Un’esperienza che si è anche allargata al giro della Nazionale nelle ultime gare di qualificazione ai Mondiali al Forum a Milano giusto?
“Sì esatto. Qui devo ringraziare Master Group che mi sta dando una fiducia immensa e sono molto grata di questo. Noi avevamo iniziato a collaborare, con loro che curano questo aspetto della Nazionale, nel 2018 per la partita della Femminile Italia-Svezia. Ai primi di novembre di quest’anno poi mi sono trovata questo messaggio di Letizia Tonielli che ci ha coinvolto per Italia-Paesi Bassi al Forum, un tempio dello spettacolo. Ancor più emozionante è stato però al PalaDozza per Italia-Islanda con il pubblico bolognese davvero pazzesco che ci ha seguito in tutto il nostro spettacolo”.

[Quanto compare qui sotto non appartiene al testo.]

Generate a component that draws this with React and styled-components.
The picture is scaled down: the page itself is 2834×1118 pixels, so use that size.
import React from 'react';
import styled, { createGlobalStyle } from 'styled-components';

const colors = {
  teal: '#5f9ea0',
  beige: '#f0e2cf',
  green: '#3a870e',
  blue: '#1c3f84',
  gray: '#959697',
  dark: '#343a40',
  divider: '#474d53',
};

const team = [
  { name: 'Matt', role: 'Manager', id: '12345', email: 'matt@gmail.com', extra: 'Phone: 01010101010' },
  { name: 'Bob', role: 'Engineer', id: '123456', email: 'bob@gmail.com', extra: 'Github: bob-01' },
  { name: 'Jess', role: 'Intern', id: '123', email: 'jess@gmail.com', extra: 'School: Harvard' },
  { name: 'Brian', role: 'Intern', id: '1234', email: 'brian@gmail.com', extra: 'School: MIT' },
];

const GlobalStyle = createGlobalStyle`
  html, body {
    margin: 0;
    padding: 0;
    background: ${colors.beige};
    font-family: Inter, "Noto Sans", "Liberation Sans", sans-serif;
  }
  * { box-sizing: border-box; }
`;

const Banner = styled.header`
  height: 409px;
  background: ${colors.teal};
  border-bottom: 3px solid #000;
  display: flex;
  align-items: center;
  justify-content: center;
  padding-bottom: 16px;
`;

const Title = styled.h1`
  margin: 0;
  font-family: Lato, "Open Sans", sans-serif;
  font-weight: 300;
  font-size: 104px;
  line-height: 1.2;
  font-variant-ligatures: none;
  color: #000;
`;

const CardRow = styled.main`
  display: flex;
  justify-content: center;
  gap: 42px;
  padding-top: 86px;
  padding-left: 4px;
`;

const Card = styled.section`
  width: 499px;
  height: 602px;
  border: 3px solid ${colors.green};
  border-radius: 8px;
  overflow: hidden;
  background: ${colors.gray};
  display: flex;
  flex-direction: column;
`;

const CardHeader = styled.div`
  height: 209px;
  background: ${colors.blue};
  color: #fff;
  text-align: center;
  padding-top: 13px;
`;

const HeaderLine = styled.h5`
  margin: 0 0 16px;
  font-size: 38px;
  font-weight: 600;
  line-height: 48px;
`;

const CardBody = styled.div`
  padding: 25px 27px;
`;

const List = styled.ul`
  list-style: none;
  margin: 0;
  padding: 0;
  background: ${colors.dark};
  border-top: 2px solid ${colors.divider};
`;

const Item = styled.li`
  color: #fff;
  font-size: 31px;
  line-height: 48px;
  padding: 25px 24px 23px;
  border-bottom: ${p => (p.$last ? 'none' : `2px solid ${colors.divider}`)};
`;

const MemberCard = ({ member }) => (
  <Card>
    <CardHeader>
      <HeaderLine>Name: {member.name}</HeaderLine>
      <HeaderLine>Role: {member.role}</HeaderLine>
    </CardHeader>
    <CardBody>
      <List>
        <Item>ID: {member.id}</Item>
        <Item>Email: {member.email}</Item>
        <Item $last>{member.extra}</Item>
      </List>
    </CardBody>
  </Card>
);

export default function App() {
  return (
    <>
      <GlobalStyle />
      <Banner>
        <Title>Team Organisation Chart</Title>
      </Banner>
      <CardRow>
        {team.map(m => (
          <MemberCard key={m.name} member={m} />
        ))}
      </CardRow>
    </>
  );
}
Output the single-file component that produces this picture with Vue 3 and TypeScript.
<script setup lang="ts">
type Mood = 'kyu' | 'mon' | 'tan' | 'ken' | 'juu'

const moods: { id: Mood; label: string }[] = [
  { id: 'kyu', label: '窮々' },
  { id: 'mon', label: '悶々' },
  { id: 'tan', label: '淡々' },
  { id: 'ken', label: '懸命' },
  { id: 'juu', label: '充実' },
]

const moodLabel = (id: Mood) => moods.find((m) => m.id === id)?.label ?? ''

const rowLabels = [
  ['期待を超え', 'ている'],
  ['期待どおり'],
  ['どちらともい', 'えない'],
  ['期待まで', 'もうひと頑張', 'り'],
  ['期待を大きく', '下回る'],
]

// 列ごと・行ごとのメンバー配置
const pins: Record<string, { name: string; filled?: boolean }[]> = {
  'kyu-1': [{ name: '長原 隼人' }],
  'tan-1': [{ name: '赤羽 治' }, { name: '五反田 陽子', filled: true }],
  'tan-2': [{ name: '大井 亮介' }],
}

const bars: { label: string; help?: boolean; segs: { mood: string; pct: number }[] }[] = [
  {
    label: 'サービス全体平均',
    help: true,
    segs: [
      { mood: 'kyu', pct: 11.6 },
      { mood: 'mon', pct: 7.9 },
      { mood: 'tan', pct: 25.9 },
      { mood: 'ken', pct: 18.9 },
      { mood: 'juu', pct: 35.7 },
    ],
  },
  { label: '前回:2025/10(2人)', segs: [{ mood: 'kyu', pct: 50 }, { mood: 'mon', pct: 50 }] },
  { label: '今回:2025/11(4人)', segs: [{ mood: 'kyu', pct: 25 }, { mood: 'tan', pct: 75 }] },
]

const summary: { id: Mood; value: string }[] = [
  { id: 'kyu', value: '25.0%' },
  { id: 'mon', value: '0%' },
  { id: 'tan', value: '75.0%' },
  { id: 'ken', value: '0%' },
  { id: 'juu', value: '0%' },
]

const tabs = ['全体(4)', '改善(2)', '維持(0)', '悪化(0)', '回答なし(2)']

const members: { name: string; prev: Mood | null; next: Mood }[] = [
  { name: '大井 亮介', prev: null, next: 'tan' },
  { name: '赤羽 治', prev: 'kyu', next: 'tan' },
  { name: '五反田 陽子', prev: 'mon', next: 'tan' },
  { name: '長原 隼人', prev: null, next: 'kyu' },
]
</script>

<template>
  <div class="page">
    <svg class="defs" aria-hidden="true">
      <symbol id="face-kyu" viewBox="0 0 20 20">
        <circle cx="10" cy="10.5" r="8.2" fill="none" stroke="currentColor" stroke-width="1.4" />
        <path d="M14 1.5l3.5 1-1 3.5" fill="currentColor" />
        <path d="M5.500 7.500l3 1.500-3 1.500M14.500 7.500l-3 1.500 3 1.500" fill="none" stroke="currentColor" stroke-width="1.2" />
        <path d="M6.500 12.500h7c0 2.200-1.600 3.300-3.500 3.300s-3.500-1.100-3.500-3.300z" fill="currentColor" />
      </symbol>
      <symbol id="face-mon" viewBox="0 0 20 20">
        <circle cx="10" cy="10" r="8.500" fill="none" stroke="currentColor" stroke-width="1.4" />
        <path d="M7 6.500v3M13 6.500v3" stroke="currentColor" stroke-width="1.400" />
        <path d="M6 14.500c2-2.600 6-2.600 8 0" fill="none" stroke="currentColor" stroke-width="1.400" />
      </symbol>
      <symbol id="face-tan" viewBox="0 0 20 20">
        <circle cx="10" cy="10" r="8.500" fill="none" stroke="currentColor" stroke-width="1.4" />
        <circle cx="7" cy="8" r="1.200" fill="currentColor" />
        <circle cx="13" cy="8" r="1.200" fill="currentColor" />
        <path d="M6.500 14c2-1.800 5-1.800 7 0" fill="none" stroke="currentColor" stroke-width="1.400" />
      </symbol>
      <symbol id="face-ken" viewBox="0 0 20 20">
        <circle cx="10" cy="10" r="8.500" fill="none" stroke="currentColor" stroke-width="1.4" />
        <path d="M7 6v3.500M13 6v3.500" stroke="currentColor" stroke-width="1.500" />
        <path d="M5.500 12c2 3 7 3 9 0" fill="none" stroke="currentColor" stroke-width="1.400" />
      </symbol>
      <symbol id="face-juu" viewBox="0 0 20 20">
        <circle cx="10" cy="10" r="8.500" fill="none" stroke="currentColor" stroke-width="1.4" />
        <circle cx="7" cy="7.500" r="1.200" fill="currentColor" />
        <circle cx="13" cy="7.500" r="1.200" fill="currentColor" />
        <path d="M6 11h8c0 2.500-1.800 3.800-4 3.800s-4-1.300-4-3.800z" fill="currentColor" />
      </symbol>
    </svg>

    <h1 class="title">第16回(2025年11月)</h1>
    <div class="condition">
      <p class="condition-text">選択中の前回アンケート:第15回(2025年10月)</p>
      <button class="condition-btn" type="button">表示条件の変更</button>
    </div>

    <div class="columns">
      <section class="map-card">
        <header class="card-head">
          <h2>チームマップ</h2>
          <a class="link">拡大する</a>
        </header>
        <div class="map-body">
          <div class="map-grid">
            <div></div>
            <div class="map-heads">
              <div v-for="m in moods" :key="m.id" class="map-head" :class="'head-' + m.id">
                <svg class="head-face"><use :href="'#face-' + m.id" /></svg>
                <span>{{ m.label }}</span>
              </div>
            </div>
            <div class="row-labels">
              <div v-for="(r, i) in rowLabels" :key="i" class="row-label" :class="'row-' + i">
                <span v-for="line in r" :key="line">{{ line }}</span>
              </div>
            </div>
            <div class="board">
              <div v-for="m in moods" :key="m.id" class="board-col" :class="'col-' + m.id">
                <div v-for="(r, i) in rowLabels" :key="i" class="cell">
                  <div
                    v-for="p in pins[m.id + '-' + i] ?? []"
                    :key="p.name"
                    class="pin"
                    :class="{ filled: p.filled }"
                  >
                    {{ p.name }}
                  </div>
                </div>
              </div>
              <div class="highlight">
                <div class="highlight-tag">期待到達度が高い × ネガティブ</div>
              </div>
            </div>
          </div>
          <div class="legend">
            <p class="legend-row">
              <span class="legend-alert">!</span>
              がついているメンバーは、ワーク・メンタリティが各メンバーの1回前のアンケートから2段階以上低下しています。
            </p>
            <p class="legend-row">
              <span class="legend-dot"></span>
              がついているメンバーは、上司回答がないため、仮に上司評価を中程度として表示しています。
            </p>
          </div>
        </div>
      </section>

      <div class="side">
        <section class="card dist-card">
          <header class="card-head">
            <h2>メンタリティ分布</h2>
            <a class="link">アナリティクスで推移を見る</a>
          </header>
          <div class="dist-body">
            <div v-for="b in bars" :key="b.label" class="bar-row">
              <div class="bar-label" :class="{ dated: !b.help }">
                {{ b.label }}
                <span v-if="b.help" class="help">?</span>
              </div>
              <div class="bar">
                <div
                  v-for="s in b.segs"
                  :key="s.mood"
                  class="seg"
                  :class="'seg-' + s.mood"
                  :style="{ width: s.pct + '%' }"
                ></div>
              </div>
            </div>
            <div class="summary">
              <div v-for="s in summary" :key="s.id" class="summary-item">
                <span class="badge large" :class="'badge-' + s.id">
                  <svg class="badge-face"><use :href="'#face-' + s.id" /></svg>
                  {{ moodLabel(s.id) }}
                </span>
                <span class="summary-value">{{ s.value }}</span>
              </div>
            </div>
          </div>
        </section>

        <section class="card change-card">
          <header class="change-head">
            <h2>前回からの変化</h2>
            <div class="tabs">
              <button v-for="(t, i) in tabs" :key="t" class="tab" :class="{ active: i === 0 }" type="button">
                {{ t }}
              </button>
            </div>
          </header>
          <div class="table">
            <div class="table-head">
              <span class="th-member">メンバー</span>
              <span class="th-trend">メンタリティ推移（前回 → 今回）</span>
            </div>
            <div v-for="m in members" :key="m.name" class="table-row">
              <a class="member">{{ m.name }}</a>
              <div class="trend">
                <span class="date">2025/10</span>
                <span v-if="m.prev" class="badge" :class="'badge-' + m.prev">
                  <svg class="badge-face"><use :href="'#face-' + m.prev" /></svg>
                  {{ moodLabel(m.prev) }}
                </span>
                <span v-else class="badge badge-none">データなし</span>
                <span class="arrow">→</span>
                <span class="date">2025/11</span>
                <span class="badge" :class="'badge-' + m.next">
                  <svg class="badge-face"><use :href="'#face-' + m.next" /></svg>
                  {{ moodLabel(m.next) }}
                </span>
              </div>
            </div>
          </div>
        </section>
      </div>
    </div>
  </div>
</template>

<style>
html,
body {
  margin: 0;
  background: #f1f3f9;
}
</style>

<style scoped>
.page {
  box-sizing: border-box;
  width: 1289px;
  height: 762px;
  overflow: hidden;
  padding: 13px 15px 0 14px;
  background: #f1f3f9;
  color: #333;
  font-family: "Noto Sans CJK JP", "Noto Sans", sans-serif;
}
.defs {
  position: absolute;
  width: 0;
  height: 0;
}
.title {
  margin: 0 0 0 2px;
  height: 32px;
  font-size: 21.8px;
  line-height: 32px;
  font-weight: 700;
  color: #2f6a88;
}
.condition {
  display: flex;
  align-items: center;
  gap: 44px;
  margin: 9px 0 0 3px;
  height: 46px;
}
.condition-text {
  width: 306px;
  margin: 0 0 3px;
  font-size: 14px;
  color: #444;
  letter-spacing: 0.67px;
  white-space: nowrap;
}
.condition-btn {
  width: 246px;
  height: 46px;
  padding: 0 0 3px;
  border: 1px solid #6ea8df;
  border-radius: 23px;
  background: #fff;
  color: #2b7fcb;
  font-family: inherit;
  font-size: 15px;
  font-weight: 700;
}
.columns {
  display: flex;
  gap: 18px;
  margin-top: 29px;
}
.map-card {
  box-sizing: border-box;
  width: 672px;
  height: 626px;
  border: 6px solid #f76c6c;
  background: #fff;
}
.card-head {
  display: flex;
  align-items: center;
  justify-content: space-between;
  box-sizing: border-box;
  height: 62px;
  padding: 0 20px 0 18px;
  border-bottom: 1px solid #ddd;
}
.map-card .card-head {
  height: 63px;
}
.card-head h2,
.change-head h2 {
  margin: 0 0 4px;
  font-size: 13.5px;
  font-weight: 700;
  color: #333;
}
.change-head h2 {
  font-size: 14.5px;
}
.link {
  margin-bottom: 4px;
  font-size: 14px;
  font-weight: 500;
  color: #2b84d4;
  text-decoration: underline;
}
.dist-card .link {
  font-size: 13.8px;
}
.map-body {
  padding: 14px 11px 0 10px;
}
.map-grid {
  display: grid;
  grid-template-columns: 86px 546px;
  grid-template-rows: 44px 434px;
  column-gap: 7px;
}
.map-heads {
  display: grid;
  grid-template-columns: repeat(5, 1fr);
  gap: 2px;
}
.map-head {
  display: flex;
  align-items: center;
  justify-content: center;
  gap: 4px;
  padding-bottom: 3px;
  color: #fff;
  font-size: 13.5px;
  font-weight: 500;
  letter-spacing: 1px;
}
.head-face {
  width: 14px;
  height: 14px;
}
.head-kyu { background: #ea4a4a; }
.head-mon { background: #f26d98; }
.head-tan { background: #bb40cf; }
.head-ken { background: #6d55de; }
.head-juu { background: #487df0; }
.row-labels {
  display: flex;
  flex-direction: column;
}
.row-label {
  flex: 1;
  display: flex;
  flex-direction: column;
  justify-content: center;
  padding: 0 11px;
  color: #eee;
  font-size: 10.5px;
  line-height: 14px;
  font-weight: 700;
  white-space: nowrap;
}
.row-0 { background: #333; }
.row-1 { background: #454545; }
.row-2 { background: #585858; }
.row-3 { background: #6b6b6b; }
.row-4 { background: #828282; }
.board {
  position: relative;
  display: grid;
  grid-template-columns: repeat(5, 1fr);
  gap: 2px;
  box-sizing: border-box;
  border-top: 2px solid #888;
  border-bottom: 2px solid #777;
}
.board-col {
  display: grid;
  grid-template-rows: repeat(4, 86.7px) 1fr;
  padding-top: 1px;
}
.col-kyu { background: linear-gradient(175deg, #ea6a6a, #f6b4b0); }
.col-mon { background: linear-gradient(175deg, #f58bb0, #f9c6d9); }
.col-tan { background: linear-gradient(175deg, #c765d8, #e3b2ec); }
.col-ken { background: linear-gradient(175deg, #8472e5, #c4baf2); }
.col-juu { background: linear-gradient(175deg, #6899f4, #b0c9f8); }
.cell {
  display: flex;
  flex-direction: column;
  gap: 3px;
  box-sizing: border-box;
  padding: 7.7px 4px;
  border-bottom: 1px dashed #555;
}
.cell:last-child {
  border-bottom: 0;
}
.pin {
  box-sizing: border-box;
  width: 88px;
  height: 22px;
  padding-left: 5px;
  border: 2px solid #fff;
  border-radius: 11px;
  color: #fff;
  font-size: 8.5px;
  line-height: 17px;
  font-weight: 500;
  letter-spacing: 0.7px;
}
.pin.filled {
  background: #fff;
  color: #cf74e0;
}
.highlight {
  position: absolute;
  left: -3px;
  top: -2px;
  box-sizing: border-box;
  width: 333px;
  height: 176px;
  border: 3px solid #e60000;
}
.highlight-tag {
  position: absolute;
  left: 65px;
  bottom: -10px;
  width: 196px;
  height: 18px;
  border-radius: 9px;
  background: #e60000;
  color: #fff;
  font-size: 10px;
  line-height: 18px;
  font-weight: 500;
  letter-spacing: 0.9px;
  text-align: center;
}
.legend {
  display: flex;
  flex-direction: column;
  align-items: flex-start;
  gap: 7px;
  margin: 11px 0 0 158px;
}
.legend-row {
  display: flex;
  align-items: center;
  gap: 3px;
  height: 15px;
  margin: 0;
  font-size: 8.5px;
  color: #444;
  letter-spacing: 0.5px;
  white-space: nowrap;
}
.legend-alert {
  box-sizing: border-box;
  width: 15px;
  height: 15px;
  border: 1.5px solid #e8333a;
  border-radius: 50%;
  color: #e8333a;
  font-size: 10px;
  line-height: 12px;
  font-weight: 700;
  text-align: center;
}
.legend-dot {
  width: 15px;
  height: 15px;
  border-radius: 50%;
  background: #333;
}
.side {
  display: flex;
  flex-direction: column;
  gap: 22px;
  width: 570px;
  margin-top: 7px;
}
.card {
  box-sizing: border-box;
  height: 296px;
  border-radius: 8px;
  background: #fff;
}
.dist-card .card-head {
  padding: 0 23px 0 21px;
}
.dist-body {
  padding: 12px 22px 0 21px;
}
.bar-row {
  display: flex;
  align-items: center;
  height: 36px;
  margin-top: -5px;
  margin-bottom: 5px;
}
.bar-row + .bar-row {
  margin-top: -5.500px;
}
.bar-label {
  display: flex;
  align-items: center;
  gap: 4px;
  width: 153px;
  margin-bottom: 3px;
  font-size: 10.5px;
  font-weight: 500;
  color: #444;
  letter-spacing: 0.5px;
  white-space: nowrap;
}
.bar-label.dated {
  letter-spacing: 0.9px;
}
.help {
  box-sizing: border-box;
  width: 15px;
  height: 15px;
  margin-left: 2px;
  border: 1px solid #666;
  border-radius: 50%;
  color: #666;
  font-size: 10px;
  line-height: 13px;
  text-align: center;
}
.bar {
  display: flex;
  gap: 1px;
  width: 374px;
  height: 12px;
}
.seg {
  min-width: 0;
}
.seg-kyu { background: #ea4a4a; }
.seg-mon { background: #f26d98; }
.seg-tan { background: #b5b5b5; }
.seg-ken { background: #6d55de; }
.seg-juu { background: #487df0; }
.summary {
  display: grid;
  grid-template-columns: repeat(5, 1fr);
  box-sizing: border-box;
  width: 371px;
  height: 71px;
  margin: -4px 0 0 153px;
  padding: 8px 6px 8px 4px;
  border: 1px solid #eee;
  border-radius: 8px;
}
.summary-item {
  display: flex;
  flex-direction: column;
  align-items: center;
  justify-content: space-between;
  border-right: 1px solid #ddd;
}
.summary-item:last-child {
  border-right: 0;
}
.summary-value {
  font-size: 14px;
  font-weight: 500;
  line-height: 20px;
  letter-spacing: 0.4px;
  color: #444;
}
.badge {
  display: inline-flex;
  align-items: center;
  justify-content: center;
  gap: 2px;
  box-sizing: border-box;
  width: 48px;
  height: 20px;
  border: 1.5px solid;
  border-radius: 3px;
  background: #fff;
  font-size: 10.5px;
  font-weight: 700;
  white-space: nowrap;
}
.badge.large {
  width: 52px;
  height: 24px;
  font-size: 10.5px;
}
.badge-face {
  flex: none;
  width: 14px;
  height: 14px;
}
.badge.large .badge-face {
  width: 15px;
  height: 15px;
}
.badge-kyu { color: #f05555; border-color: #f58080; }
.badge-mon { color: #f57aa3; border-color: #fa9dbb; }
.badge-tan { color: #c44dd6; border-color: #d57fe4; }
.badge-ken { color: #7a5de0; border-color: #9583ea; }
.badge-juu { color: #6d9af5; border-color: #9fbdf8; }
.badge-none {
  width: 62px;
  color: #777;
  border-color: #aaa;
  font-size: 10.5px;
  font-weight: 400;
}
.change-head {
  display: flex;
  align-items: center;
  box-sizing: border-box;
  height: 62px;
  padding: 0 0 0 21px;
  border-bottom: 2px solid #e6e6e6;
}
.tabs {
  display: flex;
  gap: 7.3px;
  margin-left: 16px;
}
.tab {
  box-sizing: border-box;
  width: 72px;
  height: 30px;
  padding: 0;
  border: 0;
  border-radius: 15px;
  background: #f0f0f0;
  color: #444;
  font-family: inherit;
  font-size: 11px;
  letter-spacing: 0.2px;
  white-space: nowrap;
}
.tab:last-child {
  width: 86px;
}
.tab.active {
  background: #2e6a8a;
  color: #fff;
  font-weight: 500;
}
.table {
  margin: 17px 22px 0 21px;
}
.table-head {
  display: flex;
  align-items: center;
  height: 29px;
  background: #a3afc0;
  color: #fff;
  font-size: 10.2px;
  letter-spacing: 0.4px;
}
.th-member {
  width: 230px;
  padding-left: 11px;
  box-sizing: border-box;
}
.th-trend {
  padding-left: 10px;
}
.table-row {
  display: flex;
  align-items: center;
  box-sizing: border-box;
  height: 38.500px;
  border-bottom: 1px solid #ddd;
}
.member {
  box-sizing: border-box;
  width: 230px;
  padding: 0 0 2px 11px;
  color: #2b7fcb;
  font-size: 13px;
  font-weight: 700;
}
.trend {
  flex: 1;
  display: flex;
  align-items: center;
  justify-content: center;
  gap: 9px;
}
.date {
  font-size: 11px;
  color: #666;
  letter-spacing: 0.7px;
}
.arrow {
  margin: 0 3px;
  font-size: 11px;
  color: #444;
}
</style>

Tante esperienze che ti hanno portato a coreografare anche lo stacchetto di Ibrahimovic per una pubblicità che ora troviamo in tv. Com’è stato lavorare con un personaggio del genere?
“Innanzitutto, ogni tanto mi prendo ancora a schiaffi da sola perché penso di aver sognato. Io ero molto tranquilla di quello che dovevamo andare a fare, dopo aver fatto tantissime call e riunioni con produzione e clienti, per definire quello che doveva essere il prodotto finale su cui lavorare. Erano più le pressioni che mettevano dall’esterno che le mie personali, perché tutti conosciamo Ibra per come lui si è voluto far conoscere ma non per come è poi di persona. E’ arrivato in sala il giorno delle prove con un sorriso stupendo, che ben rappresenta quella che è la sua persona. Si è mostrato molto carico, con un bellissimo atteggiamento nei miei confronti ed in quello che dovevamo andare a fare. E’ un professionista esemplare, perfezionista, molto preciso, curioso, voleva eseguire tutto al meglio delle sue capacità. Abbiamo lavorato benissimo, si è creato un bel feeling tra me e lui ed abbiamo concluso quello che doveva essere un lavoro di tre ore in un’ora e venti”.